Another time, some college friends were over at Aunt Susan’s with me, and Aunt Susan offered us white wine—in a Styrofoam cup. I just couldn’t drink it. It seemed too much like a urine sample.

Aunt Mary Ann is closer to my mom’s age and is the mother to my cousins Lori, Jeff, and Kenny, so she and I have never gone out on the town.

Aunt Mary Ann’s the family storyteller. She seems to know a lot of family history that Mom’s forgotten or never knew, and she has a Faulknerian style. Like when I read Faulkner, I don’t always know what’s happening or where the story’s headed, but I’m always glad I stuck with it.

Mom’s youngest sister, Aunt Cindy, is sixteen years younger than Mom and just seven years older than I am.
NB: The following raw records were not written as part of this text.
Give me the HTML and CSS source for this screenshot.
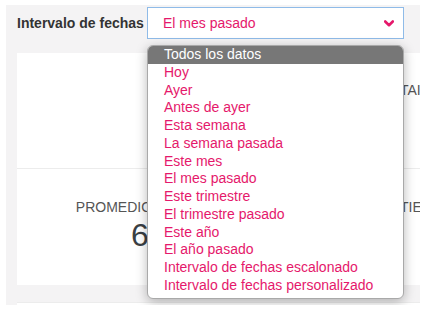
FILE: index.html
```html
<!DOCTYPE html>
<html>
<head>
    <title>Informe</title>
    <link rel="stylesheet" href="styles.css">
</head>
<body>
    <div class="panel">
        <div class="filter">
            <div class="filter-label">Intervalo de fechas</div>
            <div class="select">
                <span class="select-value">El mes pasado</span>
                <svg class="chevron" width="10" height="7" viewBox="0 0 10 7">
                    <path d="M1.2 1.5 L5 5.2 L8.8 1.5" fill="none" stroke="#e5186b" stroke-width="2.6" stroke-linecap="round" stroke-linejoin="round"/>
                </svg>
                <!-- open option list -->
                <ul class="options">
                    <li class="option active">Todos los datos</li>
                    <li class="option">Hoy</li>
                    <li class="option">Ayer</li>
                    <li class="option">Antes de ayer</li>
                    <li class="option">Esta semana</li>
                    <li class="option">La semana pasada</li>
                    <li class="option">Este mes</li>
                    <li class="option">El mes pasado</li>
                    <li class="option">Este trimestre</li>
                    <li class="option">El trimestre pasado</li>
                    <li class="option">Este año</li>
                    <li class="option">El año pasado</li>
                    <li class="option">Intervalo de fechas escalonado</li>
                    <li class="option">Intervalo de fechas personalizado</li>
                </ul>
            </div>
        </div>

        <div class="card">
            <div class="card-row">
                <div class="stat stat-main"></div>
                <div class="stat stat-side">
                    <div class="stat-label">TAI</div>
                </div>
            </div>
            <div class="card-row">
                <div class="stat stat-main">
                    <div class="stat-label">PROMEDIO DIARIO</div>
                    <div class="stat-value">6</div>
                </div>
                <div class="stat stat-side">
                    <div class="stat-label">TIEMPO PROMEDIO</div>
                </div>
            </div>
        </div>

        <div class="card card-next"></div>
    </div>
</body>
</html>
```

FILE: styles.css
```css
body {
    margin: 0;
    background-color: #fff;
    font-family: "Liberation Sans", Arial, sans-serif;
}
.panel {
    width: 414px;
    height: 300px;
    margin: 5px 0 0 6px;
    padding: 2px 0 0 11px;
    box-sizing: border-box;
    background-color: #f4f3f4;
    overflow: hidden;
}
.filter {
    display: flex;
    align-items: center;
}
.filter-label {
    width: 130px;
    font-size: 14px;
    font-weight: bold;
    color: #333;
}
.select {
    position: relative;
    width: 257px;
    height: 32px;
    padding: 0 5px 0 15px;
    box-sizing: border-box;
    display: flex;
    align-items: center;
    justify-content: space-between;
    background-color: #fff;
    border: 1px solid #8fbbe8;
    font-size: 14px;
    color: #e5186b;
}
.chevron {
    margin-right: 4px;
}
.options {
    position: absolute;
    top: 37px;
    left: -1px;
    width: 257px;
    margin: 0;
    padding: 0 0 3px 0;
    box-sizing: border-box;
    list-style: none;
    background-color: #fff;
    border: 1px solid #a9a9a9;
    border-radius: 6px;
    box-shadow: 0 3px 12px rgba(0, 0, 0, 0.28);
    z-index: 10;
}
.option {
    height: 17.75px;
    line-height: 17.75px;
    padding-left: 16px;
    font-size: 14px;
    color: #e5186b;
    white-space: nowrap;
}
.option.active {
    background-color: #777;
    color: #fff;
    border-radius: 5px 5px 0 0;
}
.card {
    width: 560px;
    margin-top: 14px;
    background-color: #fff;
}
.card-row {
    display: flex;
    height: 115px;
    border-bottom: 1px solid #ececec;
}
.card-row:last-child {
    height: 116px;
    border-bottom: none;
}
.stat {
    padding-top: 29px;
    box-sizing: border-box;
    color: #555;
}
.card-row:last-child .stat {
    padding-top: 30px;
}
.stat-main {
    width: 246px;
    text-align: center;
}
.stat-side {
    padding-left: 137px;
}
.stat-label {
    font-size: 14px;
    line-height: 16px;
    white-space: nowrap;
}
.stat-value {
    margin-top: 2px;
    font-size: 32px;
    line-height: 37px;
    color: #3a3f44;
}
.card-next {
    height: 40px;
    margin-top: 17px;
    border-top: 1px solid #ececec;
}
```
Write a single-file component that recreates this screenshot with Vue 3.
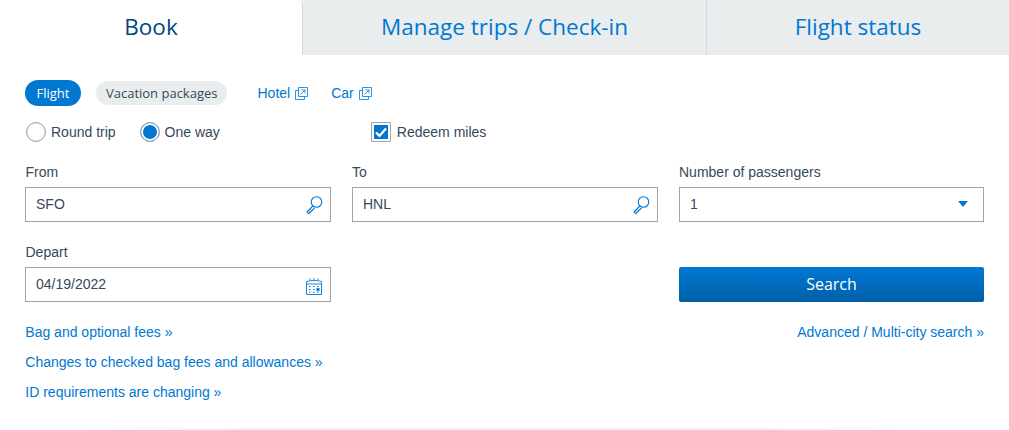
<template>
    <div class="page">
        <div class="tabs">
            <div v-for="tab in tabs" :key="tab" class="tab" :class="{ active: tab === 'Book' }">{{ tab }}</div>
        </div>

        <div class="panel">
            <div class="types">
                <span class="pill selected">Flight</span>
                <span class="pill">Vacation packages</span>
                <a class="ext hotel">Hotel
                    <svg width="13" height="13" viewBox="0 0 13 13" fill="none" stroke="#0078d2" stroke-width=".8">
                        <path d="M3.5 3.5H.5v9h9V9.500" />
                        <path d="M3.500.5h9v9h-9z" />
                        <path d="M5.500 7.500l4.500-4.500M6.500 3h3.500v3.500" />
                    </svg>
                </a>
                <a class="ext">Car
                    <svg width="13" height="13" viewBox="0 0 13 13" fill="none" stroke="#0078d2" stroke-width=".8">
                        <path d="M3.5 3.5H.5v9h9V9.500" />
                        <path d="M3.500.5h9v9h-9z" />
                        <path d="M5.500 7.500l4.500-4.500M6.500 3h3.500v3.500" />
                    </svg>
                </a>
            </div>

            <div class="options">
                <label class="radio first"><span class="dot"></span>Round trip</label>
                <label class="radio"><span class="dot on"></span>One way</label>
                <label class="check">
                    <span class="box">
                        <svg width="14" height="14" viewBox="0 0 14 14" fill="none" stroke="#fff" stroke-width="2.200">
                            <path d="M2 7.500l3.500 3.300L12 3.500" />
                        </svg>
                    </span>
                    Redeem miles
                </label>
            </div>

            <div class="fields">
                <div class="field">
                    <div class="label">From</div>
                    <div class="input">SFO
                        <svg class="icon" width="18" height="20" viewBox="0 0 18 20" fill="none" stroke="#0078d2">
                            <circle cx="11.500" cy="7" r="5.300" stroke-width="1.100" />
                            <path d="M7.800 11L2 17l1.800 1.800L9.500 13" stroke-width="1.100" />
                            <path d="M3.500 15.700l1.700 1.700M5 14.200l1.700 1.700" stroke-width=".7" />
                        </svg>
                    </div>
                </div>
                <div class="field">
                    <div class="label">To</div>
                    <div class="input">HNL
                        <svg class="icon" width="18" height="20" viewBox="0 0 18 20" fill="none" stroke="#0078d2">
                            <circle cx="11.500" cy="7" r="5.300" stroke-width="1.100" />
                            <path d="M7.800 11L2 17l1.800 1.800L9.500 13" stroke-width="1.100" />
                            <path d="M3.500 15.700l1.700 1.700M5 14.200l1.700 1.700" stroke-width=".7" />
                        </svg>
                    </div>
                </div>
                <div class="field">
                    <div class="label">Number of passengers</div>
                    <div class="input">1
                        <span class="caret"></span>
                    </div>
                </div>
                <div class="field">
                    <div class="label">Depart</div>
                    <div class="input">04/19/2022
                        <svg class="icon cal" width="16" height="18" viewBox="0 0 16 18" fill="none" stroke="#0078d2" stroke-width=".9">
                            <path d="M.5 4.500c5-1.300 10-1.300 15 0v13H.5z" />
                            <path d="M.5 7h15" />
                            <path d="M4 1.500v2M8 1v2M12 1.500v2" />
                            <path d="M3 9.500h1.500M7 9.500h1.500M11 9.500h1.500M3 12.500h1.500M7 12.500h1.500M3 15.300h1.500M7 15.300h1.500M11 15.300h1.500" stroke-width="1.100" />
                            <path d="M10.800 11.300h2.400v2.400h-2.400z" fill="#0078d2" stroke-width=".6" />
                        </svg>
                    </div>
                </div>
                <div class="field"></div>
                <div class="field search-cell">
                    <button class="search">Search</button>
                </div>
            </div>

            <div class="links">
                <div class="link-col">
                    <a v-for="link in links" :key="link">{{ link }} »</a>
                </div>
                <a>Advanced / Multi-city search »</a>
            </div>
        </div>
        <div class="shadow"></div>
    </div>
</template>

<script setup>
const tabs = ["Book", "Manage trips / Check-in", "Flight status"];
const links = [
    "Bag and optional fees",
    "Changes to checked bag fees and allowances",
    "ID requirements are changing",
];
</script>

<style>
body {
    margin: 0;
    background: #fff;
}
</style>

<style scoped>
.page {
    position: relative;
    width: 1009px;
    height: 430px;
    overflow: hidden;
    font-family: "Liberation Sans", Arial, sans-serif;
    font-size: 14px;
    color: #36495a;
}

.tabs {
    display: grid;
    grid-template-columns: 303px 404px 302px;
    height: 55px;
}

.tab {
    display: flex;
    align-items: center;
    justify-content: center;
    padding-bottom: 2px;
    box-sizing: border-box;
    background: #e9edee;
    border-right: 1px solid #d0dae0;
    font-family: "Open Sans", sans-serif;
    font-size: 22.500px;
    color: #0078d2;
}

.tab:last-child {
    border-right: 0;
}

.tab.active {
    background: #fff;
    color: #00467f;
    border-top-right-radius: 4px;
}

.panel {
    padding: 25px 25px 0;
}

.types {
    display: flex;
    align-items: center;
    height: 26px;
}

.pill {
    display: flex;
    align-items: center;
    height: 24px;
    padding: 0 10px;
    margin-right: 15px;
    border-radius: 12px;
    background: #e9edee;
    font-family: "Open Sans", sans-serif;
    font-size: 13px;
    color: #36495a;
}

.pill.selected {
    height: 26px;
    padding: 0 11.500px;
    border-radius: 13px;
    background: #0078d2;
    color: #fff;
}

a {
    color: #0078d2;
}

.ext {
    display: flex;
    align-items: center;
    gap: 5px;
    margin-left: 15px;
    margin-right: 8px;
}

.options {
    display: flex;
    align-items: center;
    height: 22px;
    margin-top: 15px;
}

.radio {
    display: flex;
    align-items: center;
    gap: 5px;
    margin-right: 24px;
}

.radio.first {
    margin-left: 1px;
}

.dot {
    width: 20px;
    height: 20px;
    box-sizing: border-box;
    border: 1px solid #9da6ab;
    border-radius: 50%;
    background: #fff;
    box-shadow: inset 0 0 0 1px #e1e6e9;
}

.dot.on {
    background: #0078d2;
    box-shadow: inset 0 0 0 2px #fff;
}

.check {
    display: flex;
    align-items: center;
    gap: 6px;
    margin-left: 127px;
}

.box {
    display: flex;
    align-items: center;
    justify-content: center;
    width: 20px;
    height: 20px;
    box-sizing: border-box;
    border: 1px solid #9da6ab;
    background: #0078d2;
    box-shadow: inset 0 0 0 2px #fff;
}

.fields {
    display: grid;
    grid-template-columns: 306px 306px 305px;
    column-gap: 21px;
    row-gap: 22px;
    margin-top: 21px;
}

.field {
    display: flex;
    flex-direction: column;
    height: 58px;
}

.label {
    height: 23px;
    line-height: 16px;
}

.field:nth-child(3n + 1) .label {
    padding-left: .500px;
}

.input {
    position: relative;
    display: flex;
    align-items: center;
    height: 35px;
    box-sizing: border-box;
    padding: 0 0 2px 10px;
    border: 1px solid #9da6ab;
    background: #fff;
}

.icon {
    position: absolute;
    right: 7.500px;
    top: 7px;
}

.icon.cal {
    right: 8px;
    top: 9px;
}

.caret {
    position: absolute;
    right: 15px;
    top: 13px;
    width: 0;
    height: 0;
    border-left: 5px solid transparent;
    border-right: 5px solid transparent;
    border-top: 6px solid #0078d2;
}

.search-cell {
    justify-content: flex-end;
}

.search {
    height: 35px;
    padding: 0 0 2px;
    border: 0;
    border-radius: 2px;
    background: linear-gradient(#0078d2, #0060a8);
    color: #fff;
    font-family: "Open Sans", sans-serif;
    font-size: 16px;
}

.links {
    display: flex;
    justify-content: space-between;
    align-items: flex-start;
    margin-top: 22px;
}

.link-col {
    display: flex;
    flex-direction: column;
    gap: 14px;
    padding-left: .300px;
}

.links a {
    line-height: 16px;
}

.shadow {
    position: absolute;
    left: 85px;
    right: 85px;
    bottom: 0;
    height: 2px;
    background: linear-gradient(90deg, #fff, #f0f1f2 20%, #f0f1f2 80%, #fff);
}
</style>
She’s an artist who makes her money as a stockbroker (or something like that), and—bless her—she’s a Democrat.

On my Dad’s side of the family is another Democrat, my aunt Myra. I was named Mary for both of my grandmothers and my Aunt Mary Ann. I figure I was also named for Aunt Myra, since Mary is just Myra scrambled up a little, and I figure Aunt Myra and I are probably the most alike: like I am, she’s a reader, worked with many poor people in education, and she leans hard to the left even when the winds not blowing.

I loved it when Aunt Myra came to visit when I was a kid. She always gave me big bear hugs, and when my dad came in the room, rolled his eyes, and groaned, she called him “Archie” (from the sit com “All in the Family”) and kept hugging me.

I love my nephews and uncles, too, but there are just too many to write about in one blog, so for today I’m just writing about the ladies.

I’d like to be the kind of aunt for my nieces that my aunts are for me: women who don’t try to improve me but just love me and give me ideas of some of the many ways of being a woman in this world.